The Decision to Act
There’s a quiet moment that most people never see.
It’s the moment when you decide.
Amelia Earhart captured it with remarkable clarity when she wrote, “The most difficult thing is the decision to act; the rest is merely tenacity.”
We tend to romanticize courage as something loud and dramatic. A bold leap. A fearless stride forward. But in real life, courage usually shows up much earlier, and much quieter, than we expect.
It shows up when you choose to start.
That’s the difficult part.
Not because the path ahead is unknown (it always is), but because deciding to act removes the comfort of staying still. As long as we haven’t decided, we can rehearse. We can imagine.
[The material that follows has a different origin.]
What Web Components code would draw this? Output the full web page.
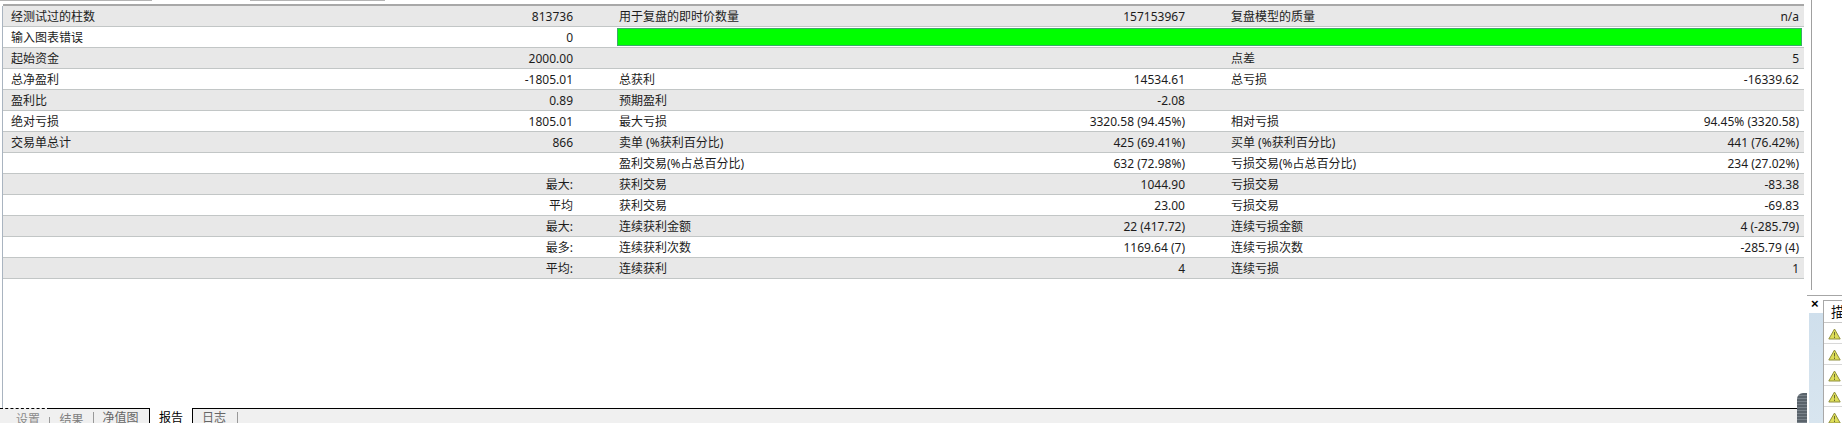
<!DOCTYPE html>
<html>
<head>
<meta charset="utf-8">
<style>
html, body { margin: 0; padding: 0; background: #fff; }
body { width: 1842px; height: 423px; overflow: hidden; font-family: "Noto Sans", "Noto Sans CJK SC", sans-serif; font-size: 12px; color: #1c1c1c; }
#page { display: grid; grid-template-columns: 1807px 35px; height: 423px; }
#main { display: flex; flex-direction: column; min-width: 0; }
</style>
</head>
<body>
<div id="page">
  <div id="main">
    <top-strip></top-strip>
    <report-table>
      <report-row a="经测试过的柱数" b="813736" c="用于复盘的即时价数量" d="157153967" e="复盘模型的质量" f="n/a"></report-row>
      <report-row a="输入图表错误" b="0" bar></report-row>
      <report-row a="起始资金" b="2000.00" e="点差" f="5"></report-row>
      <report-row a="总净盈利" b="-1805.01" c="总获利" d="14534.61" e="总亏损" f="-16339.62"></report-row>
      <report-row a="盈利比" b="0.89" c="预期盈利" d="-2.08"></report-row>
      <report-row a="绝对亏损" b="1805.01" c="最大亏损" d="3320.58 (94.45%)" e="相对亏损" f="94.45% (3320.58)"></report-row>
      <report-row a="交易单总计" b="866" c="卖单 (%获利百分比)" d="425 (69.41%)" e="买单 (%获利百分比)" f="441 (76.42%)"></report-row>
      <report-row c="盈利交易(%占总百分比)" d="632 (72.98%)" e="亏损交易(%占总百分比)" f="234 (27.02%)"></report-row>
      <report-row b="最大:" c="获利交易" d="1044.90" e="亏损交易" f="-83.38"></report-row>
      <report-row b="平均" c="获利交易" d="23.00" e="亏损交易" f="-69.83"></report-row>
      <report-row b="最大:" c="连续获利金额" d="22 (417.72)" e="连续亏损金额" f="4 (-285.79)"></report-row>
      <report-row b="最多:" c="连续获利次数" d="1169.64 (7)" e="连续亏损次数" f="-285.79 (4)"></report-row>
      <report-row b="平均:" c="连续获利" d="4" e="连续亏损" f="1"></report-row>
    </report-table>
    <tab-bar active="报告" tabs="设置,结果,净值图,报告,日志"></tab-bar>
  </div>
  <side-panel></side-panel>
</div>
<script>
class TopStrip extends HTMLElement {
    constructor() {
        super();
        this.attachShadow({ mode: 'open' });
        this.shadowRoot.innerHTML = `
            <style>
                :host { display: block; height: 6px; }
                .seg { display: flex; height: 4px; }
                .seg i { display: block; height: 1px; background: #b4b4b4; }
                .line { height: 2px; margin-left: 3px; width: 1801px; background: #a8a8a8; }
            </style>
            <div class="seg"><i style="width:152px"></i><i style="width:98px;background:#fff"></i><i style="width:135px"></i></div>
            <div class="line"></div>
        `;
    }
}
customElements.define('top-strip', TopStrip);

class ReportTable extends HTMLElement {
    constructor() {
        super();
        this.attachShadow({ mode: 'open' });
        this.shadowRoot.innerHTML = `
            <style>
                :host { display: block; flex: 1; margin-left: 2px; border-left: 1px solid #a9b4c0; }
                .rows { width: 1801px; }
            </style>
            <div class="rows"><slot></slot></div>
        `;
    }
}
customElements.define('report-table', ReportTable);

class ReportRow extends HTMLElement {
    constructor() {
        super();
        this.attachShadow({ mode: 'open' });
    }

    cell(label, value) {
        return `<div class="cell"><span>${label || ''}</span><span>${value || ''}</span></div>`;
    }

    connectedCallback() {
        const get = (n) => this.getAttribute(n);
        const rest = this.hasAttribute('bar')
            ? '<div class="bar"></div>'
            : this.cell(get('c'), get('d')) + this.cell(get('e'), get('f'));
        this.shadowRoot.innerHTML = `
            <style>
                :host { display: grid; grid-template-columns: 562px 566px 568px; column-gap: 46px; height: 21px; box-sizing: border-box; padding: 0 5px 0 8px; border-bottom: 1px solid #c2c6c6; line-height: 22px; }
                :host(:nth-child(odd)) { background: #e8e8e8; }
                :host(:nth-child(even)) { background: #fff; }
                .cell { display: flex; justify-content: space-between; white-space: nowrap; height: 20px; }
                .bar { grid-column: 2 / 4; margin: 1px -3px 0 -2px; height: 18px; box-sizing: border-box; background: #00ff00; border: 1px solid #3da86a; }
            </style>
            ${this.cell(get('a'), get('b'))}${rest}
        `;
    }
}
customElements.define('report-row', ReportRow);

class TabBar extends HTMLElement {
    constructor() {
        super();
        this.attachShadow({ mode: 'open' });
    }

    connectedCallback() {
        const active = this.getAttribute('active');
        const tabs = this.getAttribute('tabs').split(',');
        const html = tabs.map((t) => `<span class="tab${t === active ? ' on' : ''}">${t}</span>`).join('');
        this.shadowRoot.innerHTML = `
            <style>
                :host { display: flex; height: 15px; margin-right: 10px; background: #f0f0f0; line-height: 12px; overflow: hidden; }
                .tab { position: relative; flex: none; box-sizing: border-box; height: 15px; border-top: 1px solid #000; padding-top: 3px; text-align: center; color: #666; }
                .tab::after { content: ''; position: absolute; right: 0; bottom: 0; width: 1px; height: 11px; background: #999; }
                .tab:nth-of-type(1) { width: 50px; padding: 5px 0 0 6px; color: #8a8a8a; border-top: 1px dashed #000; }
                .tab:nth-of-type(1)::after { height: 6px; }
                .tab:nth-of-type(2) { width: 44px; padding: 5px 1px 0 0; color: #808080; }
                .tab:nth-of-type(3) { width: 55px; padding-right: 2px; }
                .tab:nth-of-type(3)::after { display: none; }
                .tab.on { width: 44px; background: #fff; color: #000; border-top: 0; border-left: 1px solid #000; border-right: 1px solid #000; padding-top: 4px; }
                .tab.on::after { display: none; }
                .tab:nth-of-type(5) { width: 45px; padding-right: 3px; }
                .rest { flex: 1; border-top: 1px solid #000; }
            </style>
            ${html}<span class="rest"></span>
        `;
    }
}
customElements.define('tab-bar', TabBar);

class SidePanel extends HTMLElement {
    constructor() {
        super();
        this.attachShadow({ mode: 'open' });
        const tri = `<svg width="13" height="12" viewBox="0 0 13 12"><path d="M6.5 1 L12.2 11 L.8 11 Z" fill="#dede58" stroke="#8f8f3c"/><path d="M6.5 4V7.5M6.5 8.5V10" stroke="#6a6a30"/></svg>`;
        const rows = [0, 1, 2, 3, 4].map(() => `<div class="row">${tri}</div>`).join('');
        this.shadowRoot.innerHTML = `
            <style>
                :host { display: block; position: relative; height: 423px; background: #fff; }
                .edge { height: 290px; width: 5px; box-sizing: border-box; border-right: 1px solid #a0a0a0; }
                .line { height: 1px; background: #a6a6a6; margin-top: 5px; }
                .body { display: flex; height: 127px; overflow: hidden; }
                .strip { flex: none; width: 14px; margin: 17px 0 0 2px; background: linear-gradient(#cfdfec, #d8e5ef); }
                .close { position: absolute; left: 4px; top: 298px; font: bold 13px/12px "Liberation Sans", sans-serif; color: #000; }
                .list { flex: 1; margin-top: 4px; border-left: 1px solid #a8a8a8; border-top: 1px solid #a8a8a8; }
                .head { height: 22px; box-sizing: border-box; line-height: 22px; padding-left: 7px; font-size: 14px; color: #111; border-bottom: 1px solid #c8c8c8; }
                .row { height: 21px; box-sizing: border-box; border-bottom: 1px solid #d8d8d8; padding: 5px 0 0 4px; }
                .row svg { display: block; }
                .handle { position: absolute; left: -10px; top: 393px; width: 10px; height: 30px; border-radius: 6px 0 0 0; background: repeating-linear-gradient(#5a636b 0 2px, #79828a 2px 3px); }
            </style>
            <div class="edge"></div>
            <div class="line"></div>
            <span class="close">×</span>
            <div class="body">
                <div class="strip"></div>
                <div class="list"><div class="head">描</div>${rows}</div>
            </div>
            <div class="handle"></div>
        `;
    }
}
customElements.define('side-panel', SidePanel);
</script>
</body>
</html>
We can tell ourselves we’re “almost ready.”
The decision changes everything. It moves the idea from possibility into responsibility.
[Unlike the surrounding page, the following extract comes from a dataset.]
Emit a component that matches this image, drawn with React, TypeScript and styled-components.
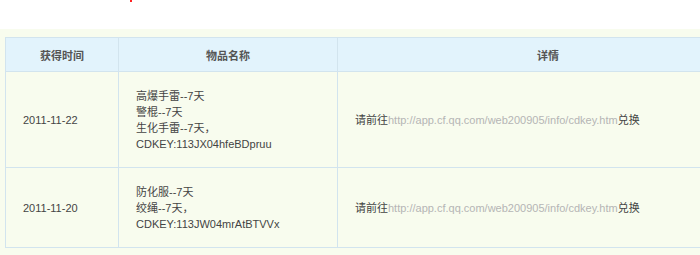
import React from "react";
import styled, { createGlobalStyle } from "styled-components";

const GlobalStyle = createGlobalStyle`
  body {
    margin: 0;
    overflow: hidden;
    background: #ffffff;
    font-family: "Liberation Sans", "Noto Sans CJK SC", sans-serif;
    font-size: 11px;
    color: #444;
  }
`;

const Page = styled.div`
  width: 700px;
  height: 255px;
  overflow: hidden;
`;

const TopBar = styled.div`
  height: 29px;
  background: #ffffff;
`;

const Dot = styled.div`
  width: 2px;
  height: 2px;
  margin-left: 130px;
  background: #f22;
`;

const Content = styled.div`
  background: #f8fcee;
  padding: 8px 0 0 5px;
  height: 226px;
  box-sizing: border-box;
`;

const Table = styled.table`
  border-collapse: collapse;
  width: 754px;
  table-layout: fixed;
`;

const Th = styled.th<{ w?: number }>`
  width: ${(p) => (p.w ? `${p.w}px` : "auto")};
  height: 33px;
  padding: 0;
  background: #e2f3fc;
  border: 1px solid #d2e4ee;
  color: #555;
  font-size: 11px;
  font-weight: bold;
  text-align: center;
`;

const Td = styled.td`
  border: 1px solid #d2e4ee;
  padding: 16px 0 15px 17px;
  vertical-align: middle;
  line-height: 16px;
  color: #444;
`;

const Link = styled.span`
  color: #b5b5b5;
`;

type Row = { date: string; items: string[]; key: string };

const rows: Row[] = [
  {
    date: "2011-11-22",
    items: ["高爆手雷--7天", "警棍--7天", "生化手雷--7天，"],
    key: "CDKEY:113JX04hfeBDpruu",
  },
  {
    date: "2011-11-20",
    items: ["防化服--7天", "绞绳--7天，"],
    key: "CDKEY:113JW04mrAtBTVVx",
  },
];

export default function App(): JSX.Element {
  return (
    <Page>
      <GlobalStyle />
      <TopBar>
        <Dot />
      </TopBar>
      <Content>
        <Table>
          <thead>
            <tr>
              <Th w={112}>获得时间</Th>
              <Th w={218}>物品名称</Th>
              <Th>详情</Th>
            </tr>
          </thead>
          <tbody>
            {rows.map((r) => (
              <tr key={r.date}>
                <Td>{r.date}</Td>
                <Td>
                  {r.items.map((it) => (
                    <div key={it}>{it}</div>
                  ))}
                  <div>{r.key}</div>
                </Td>
                <Td>
                  请前往<Link>http://app.cf.qq.com/web200905/info/cdkey.htm</Link>兑换
                </Td>
              </tr>
            ))}
          </tbody>
        </Table>
      </Content>
    </Page>
  );
}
And once that decision is made, something interesting happens.
The work becomes less about bravery and more about persistence.
Tenacity isn’t glamorous. It’s showing up again after the excitement fades. It’s continuing when the first attempt doesn’t work. It’s staying in the effort long after the initial spark has burned down to a steady, quieter flame.
Most meaningful things in life are built this way.
They happen because you decided and then kept going.
That’s the part we often underestimate.
We wait for certainty, when what we actually need is commitment. We wait for confidence, when what we really need is motion. We wait to feel less afraid, when fear often lingers long after we’ve already started.
Earhart didn’t say the rest was easy. She said it was tenacity. And there’s a difference.
Tenacity acknowledges struggle. It assumes resistance. It expects setbacks. But it also assumes you’ll stay.
So if you’re standing on the edge of something right now ... an idea, a change, a conversation, a risk ... maybe the question isn’t whether you’re ready.
Maybe the question is simpler.
Have you decided?
And that kind of persistence ... the quiet, ordinary, steady kind ... is often where the real courage lives.